The LeMays enter the 2016 season with stiff competition for playing time.
At wide receiver, Uriah – coming off a fractured collarbone he suffered seven games into the 2015 season, and ankle issues during the preseason workouts – is in a battle with returning starters Trent Bostick, Austin Duke and T.L. Ford II, and backups Juwan Foggie, Workpeh Kofa and Chris Montgomery.
It’s much the same for Benjamin at running back, with three-year rushing leader Kalif Phillips leading a deep group that includes converted quarterback Matt Johnson, Bradan Smith and two other freshmen – redshirt Akease Rankin and Robert Washington.
But while the LeMays are competing for playing time, they’re also competing against each other.
“I love it, honestly,” Uriah said. “We motivate each other during practices, and at the end of the day we try to compare. We’ve made it a competition to see which sibling can keep up with the other.”
Said Benjamin: “It pushes everybody harder, and makes sure we don’t slack off. When I see him working, then I know it’s time for me to start working. We motivate each other.”
Uriah also sees that competitive bond from other teammates, especially after the 49ers went 2-10 last season, their first in the Football Bowl Subdivision, Division I college football’s highest level.

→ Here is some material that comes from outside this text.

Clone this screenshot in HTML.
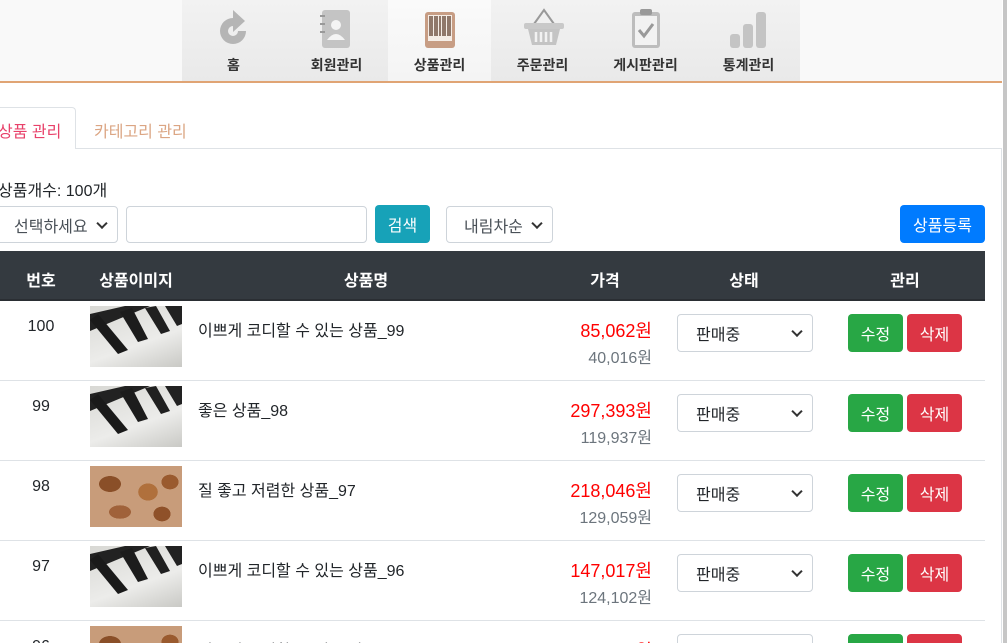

“Just the camaraderie that we have here on our team now, it’s the same way at every position,” Uriah said. “It’s competition, but at the same time it’s family. We’re all competing, we’re all fighting, we all want to make plays, but at the end of the day, we want to win.”
2016 Charlotte 49ers schedule
September: 1, at Louisville, 7; 10, Elon, 6; 17, Eastern Michigan, 6; 24, at Temple, noon.
October: 1, Old Dominion, 6; 8, at Florida Atlantic, 3:30; 15, Florida International, 6; 22, at Marshall, 5:30.
November: 5, at Southern Mississippi, 3:30 p.m.; 12, Rice, 2; 19, Middle Tennessee, 2; 26, at Texas-San Antonio, 7.